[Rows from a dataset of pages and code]
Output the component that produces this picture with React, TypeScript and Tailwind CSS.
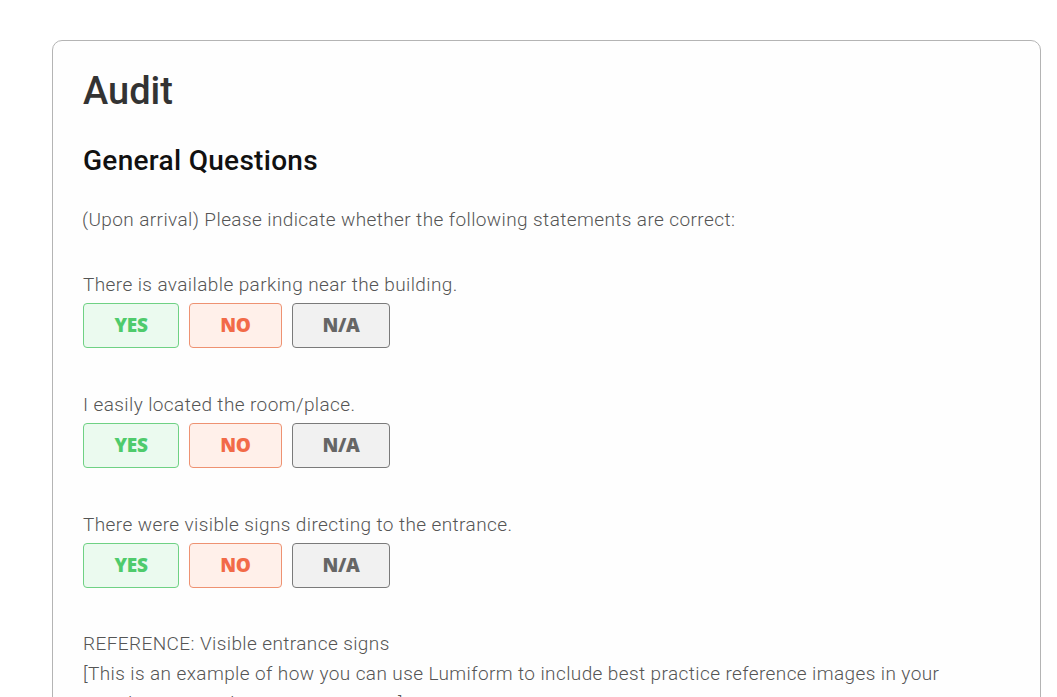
import React from "react";

const questions = [
  "There is available parking near the building.",
  "I easily located the room/place.",
  "There were visible signs directing to the entrance.",
];

function Choices() {
  return (
    <div className="flex gap-[10px] mt-[9px]">
      <button className="w-[96px] h-[45px] rounded-[4px] border border-[#6fd184] bg-[#ebfaef] text-[#4fcb6c] font-extrabold text-[19px] leading-none tracking-[-0.3px] [font-family:'Open_Sans',sans-serif]">
        YES
      </button>
      <button className="w-[93px] h-[45px] rounded-[4px] border border-[#ee9272] bg-[#fff0ea] text-[#f26a48] font-extrabold text-[19px] leading-none tracking-[-0.3px] [font-family:'Open_Sans',sans-serif]">
        NO
      </button>
      <button className="w-[98px] h-[45px] rounded-[4px] border border-[#7a7a7a] bg-[#f1f1f1] text-[#666666] font-extrabold text-[19px] leading-none tracking-[-0.3px] [font-family:'Open_Sans',sans-serif]">
        N/A
      </button>
    </div>
  );
}

export default function App() {
  return (
    <div className="h-[697px] overflow-hidden bg-white [font-family:Roboto,'Noto_Sans',sans-serif]">
      <div className="pt-[40px] pl-[52px] pr-[16px]">
        <div className="w-[989px] h-[700px] rounded-[10px] border border-[#b4b4b4] bg-[#fefefe] pl-[30px] pt-[31px]">
          <h1 className="text-[38px] leading-none font-medium text-[#333333]">Audit</h1>
          <h2 className="mt-[37px] text-[28px] leading-none font-medium tracking-[0.3px] text-[#111111]">
            General Questions
          </h2>
          <p className="mt-[35px] -ml-[1px] text-[19px] leading-none font-light tracking-[0.4px] text-[#555555]">
            (Upon arrival) Please indicate whether the following statements are correct:
          </p>
          <div className="mt-[46px] flex flex-col gap-[47px] text-[19px] leading-none font-light tracking-[0.4px] text-[#555555]">
            {questions.map((q) => (
              <div key={q}>
                <p>{q}</p>
                <Choices />
              </div>
            ))}
          </div>
          <div className="mt-[41px] text-[19px] leading-[30px] font-light tracking-[0.4px] text-[#555555] max-w-[860px]">
            <p>REFERENCE: Visible entrance signs</p>
            <p>
              [This is an example of how you can use Lumiform to include best practice reference images in your
              templates to guide your inspections.]
            </p>
          </div>
        </div>
      </div>
    </div>
  );
}
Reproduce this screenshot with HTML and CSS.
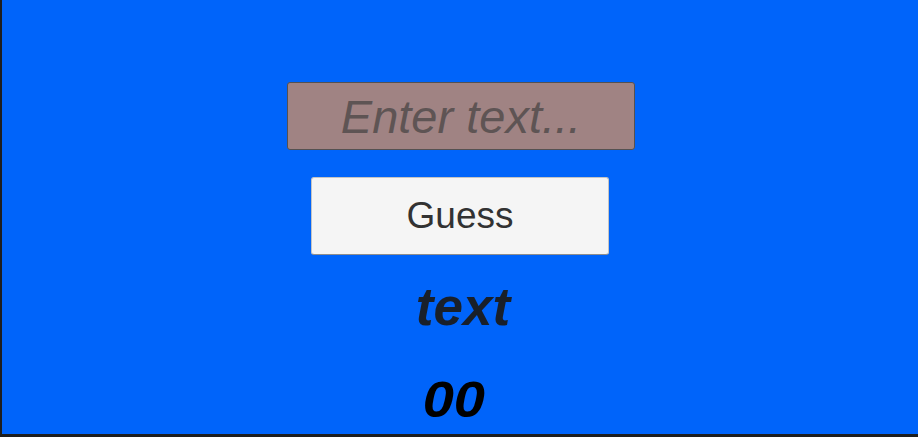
FILE: index.html
```html
<!DOCTYPE html>
<html>
<head>
<meta charset="utf-8">
<link rel="stylesheet" href="styles.css">
</head>
<body>
<div class="frame">
  <main class="stage">
    <input class="guess-input" type="text" placeholder="Enter text...">
    <button class="guess-btn" type="button">Guess</button>
    <div class="hint">text</div>
    <div class="score">00</div>
  </main>
</div>
</body>
</html>
```
FILE: styles.css
```css
html, body {
  margin: 0;
  padding: 0;
  width: 918px;
  height: 437px;
  overflow: hidden;
  background: #1e1e1e;
}
.frame {
  padding: 0 0 3px 2px;
  height: 434px;
}
.stage {
  height: 434px;
  background: #0064fa;
  display: flex;
  flex-direction: column;
  align-items: center;
  padding-top: 82px;
  box-sizing: border-box;
  font-family: "Liberation Sans", Arial, sans-serif;
}
.guess-input {
  box-sizing: border-box;
  width: 348px;
  height: 68px;
  margin: 0 0 0 2px;
  padding: 0;
  background: #a08383;
  border: 1px solid #555151;
  border-radius: 3px;
  font-family: "Liberation Sans", Arial, sans-serif;
  font-size: 47px;
  font-style: italic;
  color: #5e5454;
  text-align: center;
  outline: none;
}
.guess-input::placeholder {
  color: #5e5454;
  opacity: 1;
}
.guess-btn {
  box-sizing: border-box;
  width: 298px;
  height: 78px;
  margin-top: 27px;
  padding: 0;
  background: #f5f5f5;
  border: 1px solid #c4c4c4;
  border-bottom-color: #8e8e8e;
  border-radius: 3px;
  font-family: "Liberation Sans", Arial, sans-serif;
  font-size: 37px;
  color: #323232;
}
.hint {
  margin-top: 25px;
  font-size: 53px;
  line-height: 53px;
  font-weight: bold;
  font-style: italic;
  color: #19202a;
  padding-left: 6px;
}
.score {
  margin-top: 43px;
  font-size: 50px;
  line-height: 49px;
  font-weight: bold;
  font-style: italic;
  color: #000;
  margin-right: 13px;
  transform: scaleX(1.12);
}
```
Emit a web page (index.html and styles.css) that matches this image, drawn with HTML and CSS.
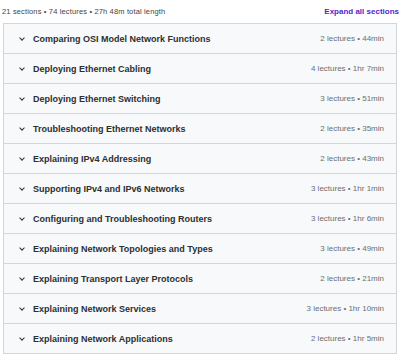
FILE: index.html
```html
<!DOCTYPE html>
<html lang="en">
<head>
  <meta charset="UTF-8">
  <title>Course content</title>
  <link rel="stylesheet" href="styles.css">
</head>
<body>
  <div class="summary">
    <span>21 sections • 74 lectures • 27h 48m total length</span>
    <a href="#" class="expand">Expand all sections</a>
  </div>
  <div class="sections">
    <div class="section"><span class="chev"></span><span class="title">Comparing OSI Model Network Functions</span><span class="meta">2 lectures • 44min</span></div>
    <div class="section"><span class="chev"></span><span class="title">Deploying Ethernet Cabling</span><span class="meta">4 lectures • 1hr 7min</span></div>
    <div class="section"><span class="chev"></span><span class="title">Deploying Ethernet Switching</span><span class="meta">3 lectures • 51min</span></div>
    <div class="section"><span class="chev"></span><span class="title">Troubleshooting Ethernet Networks</span><span class="meta">2 lectures • 35min</span></div>
    <div class="section"><span class="chev"></span><span class="title">Explaining IPv4 Addressing</span><span class="meta">2 lectures • 43min</span></div>
    <div class="section"><span class="chev"></span><span class="title">Supporting IPv4 and IPv6 Networks</span><span class="meta">3 lectures • 1hr 1min</span></div>
    <div class="section"><span class="chev"></span><span class="title">Configuring and Troubleshooting Routers</span><span class="meta">3 lectures • 1hr 6min</span></div>
    <div class="section"><span class="chev"></span><span class="title">Explaining Network Topologies and Types</span><span class="meta">3 lectures • 49min</span></div>
    <div class="section"><span class="chev"></span><span class="title">Explaining Transport Layer Protocols</span><span class="meta">2 lectures • 21min</span></div>
    <div class="section"><span class="chev"></span><span class="title">Explaining Network Services</span><span class="meta">3 lectures • 1hr 10min</span></div>
    <div class="section"><span class="chev"></span><span class="title">Explaining Network Applications</span><span class="meta">2 lectures • 1hr 5min</span></div>
  </div>
</body>
</html>
```
FILE: styles.css
```css
body { margin: 0; padding: 0 3px 0 2px; font-family: "Liberation Sans", Arial, sans-serif; background: #fff; color: #2d2f31; }
.summary { display: flex; justify-content: space-between; align-items: center; height: 23px; font-size: 7.5px; letter-spacing: 0.15px; color: #444; }
.expand { color: #5624d0; font-weight: bold; text-decoration: none; font-size: 8px; letter-spacing: 0; margin-right: -2px; }
.sections { margin-left: 1px; border: 1px solid #d1d7dc; border-bottom: none; }
.section { display: flex; align-items: center; height: 29px; border-bottom: 1px solid #d1d7dc; background: #f7f9fa; padding: 0 12px 0 16px; }
.chev { width: 3px; height: 3px; border-right: 1px solid #2d2f31; border-bottom: 1px solid #2d2f31; transform: rotate(45deg); margin: 0 9px 2px 0; }
.title { flex: 1; font-weight: bold; font-size: 9px; }
.meta { font-size: 8px; color: #6a6f73; }
```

**Job**
Transcribe every record above exactly, leaving out the pictures.

**Result of this exercise**
Output the component that produces this picture with React, TypeScript and Tailwind CSS.
import React from "react";

const questions = [
  "There is available parking near the building.",
  "I easily located the room/place.",
  "There were visible signs directing to the entrance.",
];

function Choices() {
  return (
    <div className="flex gap-[10px] mt-[9px]">
      <button className="w-[96px] h-[45px] rounded-[4px] border border-[#6fd184] bg-[#ebfaef] text-[#4fcb6c] font-extrabold text-[19px] leading-none tracking-[-0.3px] [font-family:'Open_Sans',sans-serif]">
        YES
      </button>
      <button className="w-[93px] h-[45px] rounded-[4px] border border-[#ee9272] bg-[#fff0ea] text-[#f26a48] font-extrabold text-[19px] leading-none tracking-[-0.3px] [font-family:'Open_Sans',sans-serif]">
        NO
      </button>
      <button className="w-[98px] h-[45px] rounded-[4px] border border-[#7a7a7a] bg-[#f1f1f1] text-[#666666] font-extrabold text-[19px] leading-none tracking-[-0.3px] [font-family:'Open_Sans',sans-serif]">
        N/A
      </button>
    </div>
  );
}

export default function App() {
  return (
    <div className="h-[697px] overflow-hidden bg-white [font-family:Roboto,'Noto_Sans',sans-serif]">
      <div className="pt-[40px] pl-[52px] pr-[16px]">
        <div className="w-[989px] h-[700px] rounded-[10px] border border-[#b4b4b4] bg-[#fefefe] pl-[30px] pt-[31px]">
          <h1 className="text-[38px] leading-none font-medium text-[#333333]">Audit</h1>
          <h2 className="mt-[37px] text-[28px] leading-none font-medium tracking-[0.3px] text-[#111111]">
            General Questions
          </h2>
          <p className="mt-[35px] -ml-[1px] text-[19px] leading-none font-light tracking-[0.4px] text-[#555555]">
            (Upon arrival) Please indicate whether the following statements are correct:
          </p>
          <div className="mt-[46px] flex flex-col gap-[47px] text-[19px] leading-none font-light tracking-[0.4px] text-[#555555]">
            {questions.map((q) => (
              <div key={q}>
                <p>{q}</p>
                <Choices />
              </div>
            ))}
          </div>
          <div className="mt-[41px] text-[19px] leading-[30px] font-light tracking-[0.4px] text-[#555555] max-w-[860px]">
            <p>REFERENCE: Visible entrance signs</p>
            <p>
              [This is an example of how you can use Lumiform to include best practice reference images in your
              templates to guide your inspections.]
            </p>
          </div>
        </div>
      </div>
    </div>
  );
}
Reproduce this screenshot with HTML and CSS.
FILE: index.html
```html
<!DOCTYPE html>
<html>
<head>
<meta charset="utf-8">
<link rel="stylesheet" href="styles.css">
</head>
<body>
<div class="frame">
  <main class="stage">
    <input class="guess-input" type="text" placeholder="Enter text...">
    <button class="guess-btn" type="button">Guess</button>
    <div class="hint">text</div>
    <div class="score">00</div>
  </main>
</div>
</body>
</html>
```
FILE: styles.css
```css
html, body {
  margin: 0;
  padding: 0;
  width: 918px;
  height: 437px;
  overflow: hidden;
  background: #1e1e1e;
}
.frame {
  padding: 0 0 3px 2px;
  height: 434px;
}
.stage {
  height: 434px;
  background: #0064fa;
  display: flex;
  flex-direction: column;
  align-items: center;
  padding-top: 82px;
  box-sizing: border-box;
  font-family: "Liberation Sans", Arial, sans-serif;
}
.guess-input {
  box-sizing: border-box;
  width: 348px;
  height: 68px;
  margin: 0 0 0 2px;
  padding: 0;
  background: #a08383;
  border: 1px solid #555151;
  border-radius: 3px;
  font-family: "Liberation Sans", Arial, sans-serif;
  font-size: 47px;
  font-style: italic;
  color: #5e5454;
  text-align: center;
  outline: none;
}
.guess-input::placeholder {
  color: #5e5454;
  opacity: 1;
}
.guess-btn {
  box-sizing: border-box;
  width: 298px;
  height: 78px;
  margin-top: 27px;
  padding: 0;
  background: #f5f5f5;
  border: 1px solid #c4c4c4;
  border-bottom-color: #8e8e8e;
  border-radius: 3px;
  font-family: "Liberation Sans", Arial, sans-serif;
  font-size: 37px;
  color: #323232;
}
.hint {
  margin-top: 25px;
  font-size: 53px;
  line-height: 53px;
  font-weight: bold;
  font-style: italic;
  color: #19202a;
  padding-left: 6px;
}
.score {
  margin-top: 43px;
  font-size: 50px;
  line-height: 49px;
  font-weight: bold;
  font-style: italic;
  color: #000;
  margin-right: 13px;
  transform: scaleX(1.12);
}
```
Emit a web page (index.html and styles.css) that matches this image, drawn with HTML and CSS.
FILE: index.html
```html
<!DOCTYPE html>
<html lang="en">
<head>
  <meta charset="UTF-8">
  <title>Course content</title>
  <link rel="stylesheet" href="styles.css">
</head>
<body>
  <div class="summary">
    <span>21 sections • 74 lectures • 27h 48m total length</span>
    <a href="#" class="expand">Expand all sections</a>
  </div>
  <div class="sections">
    <div class="section"><span class="chev"></span><span class="title">Comparing OSI Model Network Functions</span><span class="meta">2 lectures • 44min</span></div>
    <div class="section"><span class="chev"></span><span class="title">Deploying Ethernet Cabling</span><span class="meta">4 lectures • 1hr 7min</span></div>
    <div class="section"><span class="chev"></span><span class="title">Deploying Ethernet Switching</span><span class="meta">3 lectures • 51min</span></div>
    <div class="section"><span class="chev"></span><span class="title">Troubleshooting Ethernet Networks</span><span class="meta">2 lectures • 35min</span></div>
    <div class="section"><span class="chev"></span><span class="title">Explaining IPv4 Addressing</span><span class="meta">2 lectures • 43min</span></div>
    <div class="section"><span class="chev"></span><span class="title">Supporting IPv4 and IPv6 Networks</span><span class="meta">3 lectures • 1hr 1min</span></div>
    <div class="section"><span class="chev"></span><span class="title">Configuring and Troubleshooting Routers</span><span class="meta">3 lectures • 1hr 6min</span></div>
    <div class="section"><span class="chev"></span><span class="title">Explaining Network Topologies and Types</span><span class="meta">3 lectures • 49min</span></div>
    <div class="section"><span class="chev"></span><span class="title">Explaining Transport Layer Protocols</span><span class="meta">2 lectures • 21min</span></div>
    <div class="section"><span class="chev"></span><span class="title">Explaining Network Services</span><span class="meta">3 lectures • 1hr 10min</span></div>
    <div class="section"><span class="chev"></span><span class="title">Explaining Network Applications</span><span class="meta">2 lectures • 1hr 5min</span></div>
  </div>
</body>
</html>
```
FILE: styles.css
```css
body { margin: 0; padding: 0 3px 0 2px; font-family: "Liberation Sans", Arial, sans-serif; background: #fff; color: #2d2f31; }
.summary { display: flex; justify-content: space-between; align-items: center; height: 23px; font-size: 7.5px; letter-spacing: 0.15px; color: #444; }
.expand { color: #5624d0; font-weight: bold; text-decoration: none; font-size: 8px; letter-spacing: 0; margin-right: -2px; }
.sections { margin-left: 1px; border: 1px solid #d1d7dc; border-bottom: none; }
.section { display: flex; align-items: center; height: 29px; border-bottom: 1px solid #d1d7dc; background: #f7f9fa; padding: 0 12px 0 16px; }
.chev { width: 3px; height: 3px; border-right: 1px solid #2d2f31; border-bottom: 1px solid #2d2f31; transform: rotate(45deg); margin: 0 9px 2px 0; }
.title { flex: 1; font-weight: bold; font-size: 9px; }
.meta { font-size: 8px; color: #6a6f73; }
```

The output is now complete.